Internet: lugar de desencontro (crônica)

Eu tive o privilégio de crescer junto com a internet. Ainda na minha pré-adolescência vi meu lar ser invadidos por cabos e conexões que abriram um mundo novo pra mim lá na periferia. Com seus ruídos e rugidos, a internet discada estendia seus tentáculos pelas redes telefônicas e invadiu minha casa através do meu PC velho, um 486, me recordo bem, com seu sonoro Windows 98 que avisava quando podia ser finalmente desligado. A internet era um lugar livre, onde você podia conhecer gente de todo mundo, de todo tipo de pensamento, com todo tipo de intenções. Fiz amigos no antigo mIRC que carrego nos contatos até hoje, conheci obras e possibilidades artísticas que me seriam negadas na periferia e, concluo, que se não fosse pela internet eu nunca seria escritor.

Mas será que toda essa liberdade da internet dos anos 2000 ainda existe hoje? Talvez. Alguma coisa dela eu ainda vejo no Reddit, vejo também em outros fóruns independentes, mas não nas gigantes redes sociais que amarraram a liberdade de expressão em seus algoritmos. A verdadeira censura, na minha opinião, não é a que impede um suposto direito de cometer crime de ódio, como a direita bizarra pensa, mas sim de falar para quem quiser ouvir. Toda grande rede social tem sua censura estabelecida pelo poder aquisitivo. Salvo raras exceções, é muito difícil construir um bom perfil sem tráfego pago. Repito, crimes devem ser combatidos de fato, liberdade de expressão não é liberdade de odiar. No entanto, enquanto alguns pintam governos como vilões (e precisamos lembrar que muitas vezes eles o são), bilionários como Elon Musk acabam revelando de fato de que lado estão.

O próprio Twitter é uma excelente amostra disso que estou falando. Eu me criei no Twitter, conheci muitas pessoas, e algumas delas até bem importantes, por lá. Hoje o Twitter (me recuso a chamar de X) mantém seus seguidores como reféns entregando menos que um décimo das visualizações que teríamos se ele, de fato, mostrasse as postagens na forma de linha do tempo, ou seja, mostrando as postagens na medida em que são publicadas, e não com algoritmos que selecionam as postagens de acordo com um suposto gosto que teríamos. Aliás, há muitas teorias por aí que comprovariam que o objetivo desses algorítmos não seria "mostrar o que a gente quer ver", mas sim influenciar o que queremos e assim vender publicidade.

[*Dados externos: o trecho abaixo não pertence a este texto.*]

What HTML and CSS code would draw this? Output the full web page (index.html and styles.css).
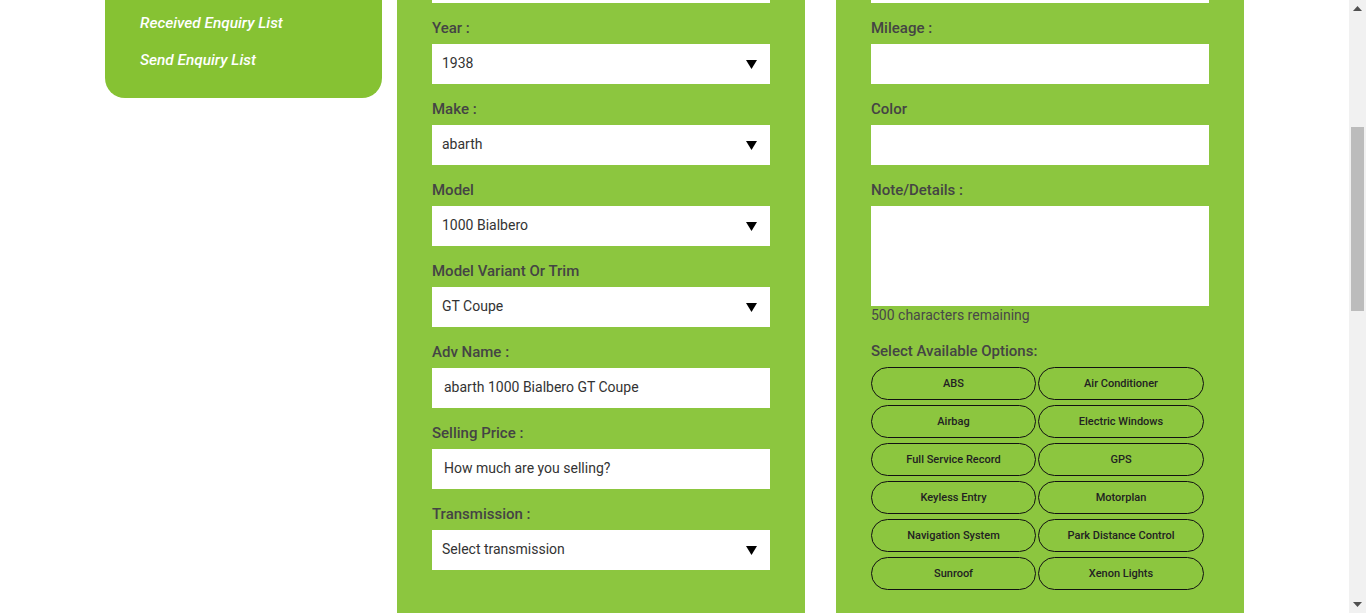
FILE: index.html
```html
<!DOCTYPE html>
<html>
<head>
<meta charset="utf-8">
<link rel="stylesheet" href="styles.css">
</head>
<body>
<div class="page">
  <div class="main">
    <div class="content">
      <aside class="sidebar">
        <a class="side-link">Received Enquiry List</a>
        <a class="side-link">Send Enquiry List</a>
      </aside>

      <section class="panel">
        <div class="field stub"></div>
        <div class="group">
          <div class="label">Year :</div>
          <div class="field select"><span>1938</span><svg class="caret" width="11" height="9" viewBox="0 0 11 9"><path d="M0 0H11L5.5 9Z" fill="#000"/></svg></div>
        </div>
        <div class="group">
          <div class="label">Make :</div>
          <div class="field select"><span>abarth</span><svg class="caret" width="11" height="9" viewBox="0 0 11 9"><path d="M0 0H11L5.5 9Z" fill="#000"/></svg></div>
        </div>
        <div class="group">
          <div class="label">Model</div>
          <div class="field select"><span>1000 Bialbero</span><svg class="caret" width="11" height="9" viewBox="0 0 11 9"><path d="M0 0H11L5.5 9Z" fill="#000"/></svg></div>
        </div>
        <div class="group">
          <div class="label">Model Variant Or Trim</div>
          <div class="field select"><span>GT Coupe</span><svg class="caret" width="11" height="9" viewBox="0 0 11 9"><path d="M0 0H11L5.5 9Z" fill="#000"/></svg></div>
        </div>
        <div class="group">
          <div class="label">Adv Name :</div>
          <div class="field text"><span>abarth 1000 Bialbero GT Coupe</span></div>
        </div>
        <div class="group">
          <div class="label">Selling Price :</div>
          <div class="field text"><span>How much are you selling?</span></div>
        </div>
        <div class="group">
          <div class="label">Transmission :</div>
          <div class="field select"><span>Select transmission</span><svg class="caret" width="11" height="9" viewBox="0 0 11 9"><path d="M0 0H11L5.5 9Z" fill="#000"/></svg></div>
        </div>
      </section>

      <section class="panel">
        <div class="field stub"></div>
        <div class="group">
          <div class="label">Mileage :</div>
          <div class="field text"></div>
        </div>
        <div class="group">
          <div class="label">Color</div>
          <div class="field text"></div>
        </div>
        <div class="group">
          <div class="label">Note/Details :</div>
          <div class="field area"></div>
          <div class="remaining">500 characters remaining</div>
        </div>
        <div class="group options-group">
          <div class="label">Select Available Options:</div>
          <div class="options">
            <button class="opt">ABS</button>
            <button class="opt">Air Conditioner</button>
            <button class="opt">Airbag</button>
            <button class="opt">Electric Windows</button>
            <button class="opt">Full Service Record</button>
            <button class="opt">GPS</button>
            <button class="opt">Keyless Entry</button>
            <button class="opt">Motorplan</button>
            <button class="opt">Navigation System</button>
            <button class="opt">Park Distance Control</button>
            <button class="opt">Sunroof</button>
            <button class="opt">Xenon Lights</button>
          </div>
        </div>
      </section>
    </div>
  </div>
  <div class="scrollbar">
    <div class="sb-btn"><svg width="9" height="5" viewBox="0 0 9 5"><path d="M0 5L4.5 0L9 5Z" fill="#505050"/></svg></div>
    <div class="sb-track">
      <div class="sb-thumb"></div>
    </div>
    <div class="sb-btn"><svg width="9" height="5" viewBox="0 0 9 5"><path d="M0 0L4.5 5L9 0Z" fill="#505050"/></svg></div>
  </div>
</div>
</body>
</html>
```
FILE: styles.css
```css
* { box-sizing: border-box; }
html, body { margin: 0; padding: 0; height: 100%; overflow: hidden; }
body {
  font-family: Roboto, "Liberation Sans", Arial, sans-serif;
  background: #fff;
  color: #333;
}
.page {
  display: flex;
  width: 1366px;
  height: 613px;
}
.main {
  flex: 0 0 1349px;
  height: 613px;
  overflow: hidden;
}
.content {
  display: flex;
  align-items: flex-start;
  padding-left: 105px;
  margin-top: -37px;
}
.sidebar {
  width: 277px;
  background: #86c233;
  border-radius: 0 0 20px 20px;
  padding: 40px 0 19px 35px;
  display: flex;
  flex-direction: column;
}
.side-link {
  display: block;
  height: 38px;
  line-height: 38px;
  color: #fff;
  font-style: italic;
  font-weight: 500;
  font-size: 15.4px;
}
.side-link:first-child { line-height: 40px; }
.panel {
  width: 408px;
  background: #8cc63f;
  padding: 0 35px 60px;
  margin-left: 15px;
  min-height: 700px;
}
.panel + .panel { margin-left: 31px; }
.field {
  background: #fff;
  height: 40px;
  display: flex;
  align-items: center;
  font-size: 14px;
  color: #333;
}
.field span { margin-bottom: 2px; }
.stub { height: 40px; }
.group { margin-top: 15px; }
.label {
  font-size: 15px;
  font-weight: 500;
  line-height: 20px;
  color: #444;
  margin-bottom: 6px;
}
.select {
  padding: 0 13px 0 10px;
  justify-content: space-between;
}
.text { padding: 0 12px; }
.caret { display: block; }
.area { height: 100px; }
.remaining {
  font-size: 14px;
  line-height: 18px;
  color: #484848;
}
.options-group { margin-top: 17px; }
.options {
  display: grid;
  grid-template-columns: 165px 166px;
  column-gap: 2px;
  row-gap: 5px;
}
.opt {
  height: 33px;
  border: 1.5px solid #111;
  border-radius: 17px;
  background: transparent;
  font-family: Roboto, "Liberation Sans", Arial, sans-serif;
  font-size: 11px;
  font-weight: 500;
  color: #222;
  padding: 0;
}
.scrollbar {
  flex: 0 0 17px;
  height: 613px;
  background: #f1f1f1;
  display: flex;
  flex-direction: column;
}
.sb-btn {
  height: 17px;
  display: flex;
  align-items: center;
  justify-content: center;
}
.sb-track {
  flex: 1;
  padding-top: 110px;
}
.sb-thumb {
  margin: 0 2px;
  height: 184px;
  background: #bcbcbc;
}
```
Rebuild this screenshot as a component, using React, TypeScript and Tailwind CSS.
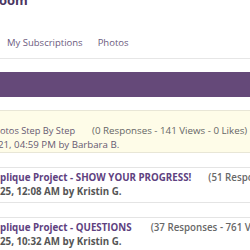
import React from "react";

const font = { fontFamily: '"Open Sans", "Liberation Sans", sans-serif' };

function Row({
  title,
  stats,
  meta,
  gap,
}: {
  title: string;
  stats: string;
  meta: string;
  gap: string;
}) {
  return (
    <div className="mt-[14px] border-y border-[#e4e4e4] bg-white pt-[3px] pb-[3px] text-[9.75px] leading-[14px] whitespace-nowrap">
      <div className={`flex ${gap}`}>
        <span className="font-bold text-[#5e4180]">{title}</span>
        <span className="font-semibold text-[#686868]">{stats}</span>
      </div>
      <div className="font-bold text-[#555555]">{meta}</div>
    </div>
  );
}

export default function App() {
  return (
    <div className="w-[250px] h-[250px] overflow-hidden bg-white" style={font}>
      <div className="h-[6px] overflow-hidden">
        <div className="mt-[-6.5px] ml-[-1px] text-[13px] leading-[13px] font-bold text-[#4b3561] whitespace-nowrap">
          oom
        </div>
      </div>
      <div className="mt-[30px] flex gap-[15px] pl-[7px] pb-[8px] border-b border-[#e6e6e6] text-[9.5px] leading-[14px] text-[#6b5a7e] whitespace-nowrap">
        <span>My Subscriptions</span>
        <span>Photos</span>
      </div>
      <div className="mt-[13px] h-[25px] bg-[#654979]" />
      <div className="mt-[13px] border-y border-[#e8e6d6] bg-[#fefce8] pt-[13px] pb-0 leading-[14px] whitespace-nowrap">
        <div className="flex gap-[17px]">
          <span className="text-[9.25px] text-[#665a72]">otos Step By Step</span>
          <span className="text-[9.75px] text-[#666666]">(0 Responses - 141 Views - 0 Likes)</span>
        </div>
        <div className="ml-[-2px] text-[9.7px] text-[#665a72]">21, 04:59 PM by Barbara B.</div>
      </div>
      <Row
        title="plique Project - SHOW YOUR PROGRESS!"
        stats="(51 Responses - 1,204 Views - 3 Likes)"
        meta="25, 12:08 AM by Kristin G."
        gap="gap-[17px]"
      />
      <Row
        title="plique Project - QUESTIONS"
        stats="(37 Responses - 761 Views - 0 Likes)"
        meta="25, 10:32 AM by Kristin G."
        gap="gap-[19px]"
      />
    </div>
  );
}
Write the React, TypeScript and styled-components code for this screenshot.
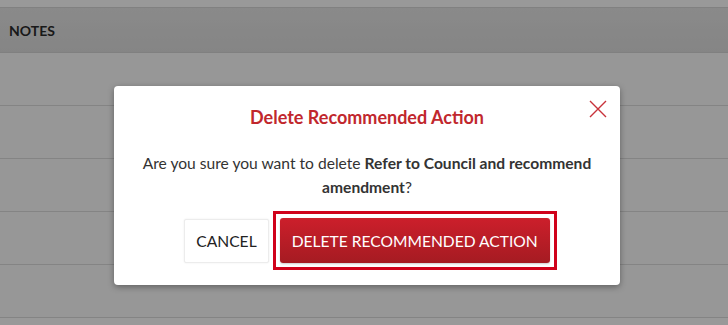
import React from "react";
import styled, { createGlobalStyle } from "styled-components";

const Global = createGlobalStyle`
  html, body { margin: 0; padding: 0; }
  body {
    font-family: Lato, "Open Sans", "Liberation Sans", sans-serif;
    background: #ffffff;
    width: 728px;
    height: 325px;
    overflow: hidden;
  }
  * { box-sizing: border-box; }
`;

const Page = styled.div`
  width: 728px;
  height: 325px;
  position: relative;
  overflow: hidden;
  background: #ffffff;
`;

const TopStrip = styled.div`
  height: 7px;
  background: #ffffff;
`;

const HeaderRow = styled.div`
  height: 46px;
  display: flex;
  align-items: center;
  padding-left: 9px;
  background: linear-gradient(#e6e6e6, #dedede);
  border-top: 1px solid #d8d8d8;
  border-bottom: 1px solid #d6d6d6;
  font-size: 14px;
  font-weight: 700;
  color: #2b2b2b;
`;

const Row = styled.div`
  height: 53px;
  border-bottom: 1px solid #dcdcdc;
  background: #fcfcfc;
`;

const Overlay = styled.div`
  position: absolute;
  inset: 0;
  background: rgba(0, 0, 0, 0.4);
  display: flex;
  justify-content: center;
  align-items: flex-start;
  padding: 86px 0 0 6px;
`;

const Dialog = styled.div`
  position: relative;
  width: 506px;
  background: #ffffff;
  border-radius: 4px;
  box-shadow: 0 2px 6px rgba(0, 0, 0, 0.35);
  padding: 20px 20px 22px;
  display: flex;
  flex-direction: column;
  align-items: center;
`;

const Title = styled.h2`
  margin: 0;
  font-size: 18px;
  font-weight: 700;
  line-height: 23px;
  color: #c1272d;
  text-align: center;
`;

const Message = styled.p`
  margin: 22px 0 0;
  font-size: 15.6px;
  line-height: 24px;
  color: #333333;
  text-align: center;
  max-width: 466px;

  strong {
    font-weight: 700;
  }
`;

const Actions = styled.div`
  margin-top: 19px;
  display: flex;
  align-items: center;
  gap: 11px;
`;

const CancelButton = styled.button`
  height: 44px;
  padding: 0 11px;
  background: #ffffff;
  border: 1px solid #ececec;
  border-radius: 2px;
  box-shadow: 0 0 2px rgba(0, 0, 0, 0.08);
  font-family: inherit;
  font-size: 15.6px;
  color: #222222;
  text-transform: uppercase;
  cursor: pointer;
`;

const DangerButton = styled.button`
  position: relative;
  height: 45px;
  padding: 0 12px;
  background: linear-gradient(#cc1f2b, #a51b22);
  border: none;
  border-radius: 3px;
  box-shadow: 0 1px 2px rgba(0, 0, 0, 0.2);
  outline: none;
  font-family: inherit;
  font-size: 15.6px;
  color: #ffffff;
  text-transform: uppercase;
  cursor: pointer;

  &::after {
    content: "";
    position: absolute;
    inset: -7px;
    border: 3px solid #d0021b;
    pointer-events: none;
  }
`;

const CloseButton = styled.button`
  position: absolute;
  top: 14px;
  right: 13px;
  width: 18px;
  height: 18px;
  padding: 0;
  border: none;
  background: transparent;
  cursor: pointer;
  display: flex;

  svg {
    display: block;
  }
`;

export default function App() {
  return (
    <>
      <Global />
      <Page>
        <TopStrip />
        <HeaderRow>NOTES</HeaderRow>
        <Row />
        <Row />
        <Row />
        <Row />
        <Row />
        <Overlay>
          <Dialog role="dialog">
            <CloseButton aria-label="Close">
              <svg width="18" height="18" viewBox="0 0 18 18">
                <path
                  d="M1 1 L17 17 M17 1 L1 17"
                  stroke="#c8323a"
                  strokeWidth="1.4"
                  fill="none"
                />
              </svg>
            </CloseButton>
            <Title>Delete Recommended Action</Title>
            <Message>
              Are you sure you want to delete{" "}
              <strong>Refer to Council and recommend amendment</strong>?
            </Message>
            <Actions>
              <CancelButton>Cancel</CancelButton>
              <DangerButton>Delete Recommended Action</DangerButton>
            </Actions>
          </Dialog>
        </Overlay>
      </Page>
    </>
  );
}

Portanto, concluo que a internet não é mais um lugar de encontro, um lugar que ajudou um garoto negro a fugir da periferia, a conhecer pessoas do outro lado do país e até do mundo, mas hoje um lugar de bolhas que se tornam cada vez mais herméticas, um lugar de manipulação ideológica, focada em capitalizar até mesmo a alma das pessoas que ali estão.

É por isso que voltei pra este blog, para que não seja esse espaço virtual mais um lugar de desencontro.